In terms of percentages, a couple of those same countries make the list. Cambodia is first percentage-wise, at 96.9%. It’s also the sixth-most in total numbers. Thailand (93.2%), Burma (80.1%), Bhutan (74.7%), and Sri Lanka (69.3%) fill out the top five. Only two others, Laos and Mongolia, are majority Buddhist. As is likely obvious from the list, Buddhism is most popular in Southern and Southeast Asia.
Folk Religions Around the World
Unlike the other religions on the map, this group is made up of many small religions based on cultural or ethnic elements. These folk religions, as they are known, are separate from organized religions, though they may borrow some elements of one or more popular religions.
There are about 400,000 people who practice a folk religion. While that’s a small number compared to the major religions, it’s still nearly 6% of the world population. The bulk of the practitioners are in China (293M), where folk religions make up over 20% of its population. There are 5 million or more in four other countries: Vietnam (42M), Taiwan (10M), India (6M), and Brazil (5M). Macau in Eastern Asia is the only country that is a majority folk religion (58.9%). Vietnam (45%) and Taiwan (44%) are nearly so.
Judaism Around the World
The last on the list of affiliated religions is Judaism. There are 13 million Jewish people in the world, accounting for just one-fifth of a percent of the worldwide population. The United States and Israel are home to most of those 13 million, with just over 5 million each. The bottom three countries of the top five are Canada, France, and the United Kingdom, each with around 300,000 followers of Judaism.
Beyond the 75% of Israel that is Jewish, most countries have 2% or fewer. While over 150 countries report no Jewish people, Afghanistan has one. Zablon Simintov lives alone next to the only synagogue in the country and has received special permission to slaughter his own meat since there are no kosher butchers in Afghanistan.

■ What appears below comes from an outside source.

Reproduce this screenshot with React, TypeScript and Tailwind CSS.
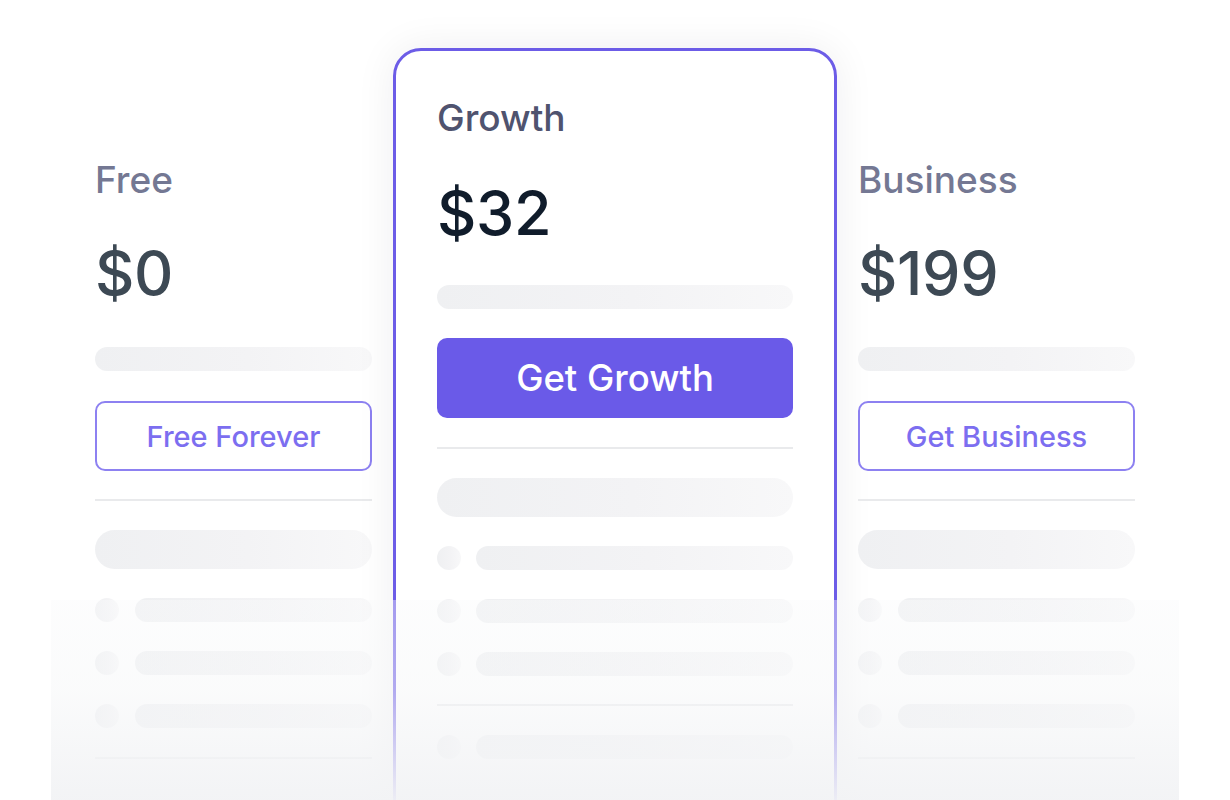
import type { ReactNode } from 'react';

// Placeholder bar used for the blurred feature lines
function Skel({ className }: { className: string }) {
  return <div className={`rounded-full bg-[linear-gradient(90deg,#eff0f2_0%,#f3f3f5_55%,#f8f8f9_100%)] ${className}`} />;
}

function FeatureRow({ pill }: { pill: string }) {
  return (
    <div className="flex items-center">
      <Skel className="h-[24px] w-[24px] shrink-0" />
      <Skel className={`h-[24px] flex-1 ${pill}`} />
    </div>
  );
}

function Divider() {
  return <div className="h-[2px] w-full bg-[#e9eaec]" />;
}

function SidePlan({ name, price, cta }: { name: string; price: string; cta: ReactNode }) {
  return (
    <div className="mt-[113px] flex w-[277px] shrink-0 flex-col">
      <div className="text-[37px] font-[450] leading-none text-[#747893]">{name}</div>
      <div className="mt-[45px] text-[61px] font-[450] leading-none tracking-[-0.3px] text-[#3d4954]">{price}</div>
      <Skel className="mt-[43px] h-[24px] w-full" />
      <button className="mt-[30px] flex h-[70px] w-full items-center justify-center rounded-[10px] border-2 border-[#8d81f1] bg-white text-[29px] font-[450] leading-none text-[#7c6ef0]">
        {cta}
      </button>
      <div className="mt-[28px]">
        <Divider />
      </div>
      <Skel className="mt-[29px] h-[39px] w-full" />
      <div className="mt-[29px] flex flex-col gap-[29px]">
        <FeatureRow pill="ml-[16px]" />
        <FeatureRow pill="ml-[16px]" />
        <FeatureRow pill="ml-[16px]" />
      </div>
      <div className="mt-[29px]">
        <Divider />
      </div>
    </div>
  );
}

function FeaturedPlan() {
  return (
    <div className="flex h-[820px] w-[444px] shrink-0 flex-col rounded-[28px] border-[3px] border-[#6c5ce7] bg-white px-[41px] pt-[48px] shadow-[0_0_40px_rgba(15,23,42,0.07)]">
      <div className="text-[37px] font-[450] leading-none text-[#4f536f]">Growth</div>
      <div className="mt-[47px] text-[61px] font-[450] leading-none tracking-[-0.3px] text-[#101c2b]">$32</div>
      <Skel className="mt-[41px] h-[24px] w-full" />
      <button className="mt-[29px] flex h-[80px] w-full items-center justify-center rounded-[10px] bg-[#6a5ae8] text-[36.5px] font-[450] leading-none text-white">
        Get Growth
      </button>
      <div className="mt-[29px]">
        <Divider />
      </div>
      <Skel className="mt-[29px] h-[39px] w-full" />
      <div className="mt-[29px] flex flex-col gap-[29px]">
        <FeatureRow pill="ml-[15px]" />
        <FeatureRow pill="ml-[15px]" />
        <FeatureRow pill="ml-[15px]" />
      </div>
      <div className="mt-[28px]">
        <Divider />
      </div>
      <div className="mt-[29px]">
        <FeatureRow pill="ml-[15px]" />
      </div>
    </div>
  );
}

export default function App() {
  return (
    <div className="relative h-[800px] w-full overflow-hidden bg-white font-['Inter',sans-serif]">
      <div className="flex justify-center gap-[21px] pt-[48px]">
        <SidePlan name="Free" price="$0" cta="Free Forever" />
        <FeaturedPlan />
        <SidePlan name="Business" price="$199" cta="Get Business" />
      </div>

      {/* bottom fade over the lower rows */}
      <div className="pointer-events-none absolute bottom-0 left-[51px] right-[51px] top-[600px] bg-[linear-gradient(180deg,rgba(249,250,251,0.4)_0%,rgba(246,247,248,0.5)_45%,rgba(242,243,245,0.96)_100%)]" />
    </div>
  );
}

Atheism and Unaffiliated Religions Around the World
We’re listing unaffiliated religions last, though together this group is 1.1 billion people, about 16% of the world population. However, unaffiliated does not mean atheist, agnostic, or even non-spiritual, though those are all included. Rather, it’s a catch-all for anyone who does not identify with a specific religion.
Nearly 700 million of those who do not affiliate with a religion live in China, which accounts for a narrow majority of its citizens (52%). Japan (72M), France (50M), Vietnam (28M), and Russia (23M) also have high numbers of unaffiliated. Other majority unaffiliated countries include Czech Republic (76%), North Korea (71%), Estonia (59%), Japan (57%), and Hong Kong (56%). Eastern Asia and Europe are the most popular regions for being areligious.
Again, not having a religion is not the same as atheism, which is a disbelief in any God. According to some studies, the most atheist country is France, with 40% claiming there is no “spirit, God, or life force.” Those numbers don’t quite measure up with the unaffiliated data in the map above, which shows France at 28% unaffiliated (63% Christian and 7.5% Muslim). It’s possible someone might affiliate with a religion while not believing its teachings.
Nevertheless, the data shown on the map above provides a glimpse into how the seven billion people on earth think about religion. There are many more insights to be had in the large version of the world religion map.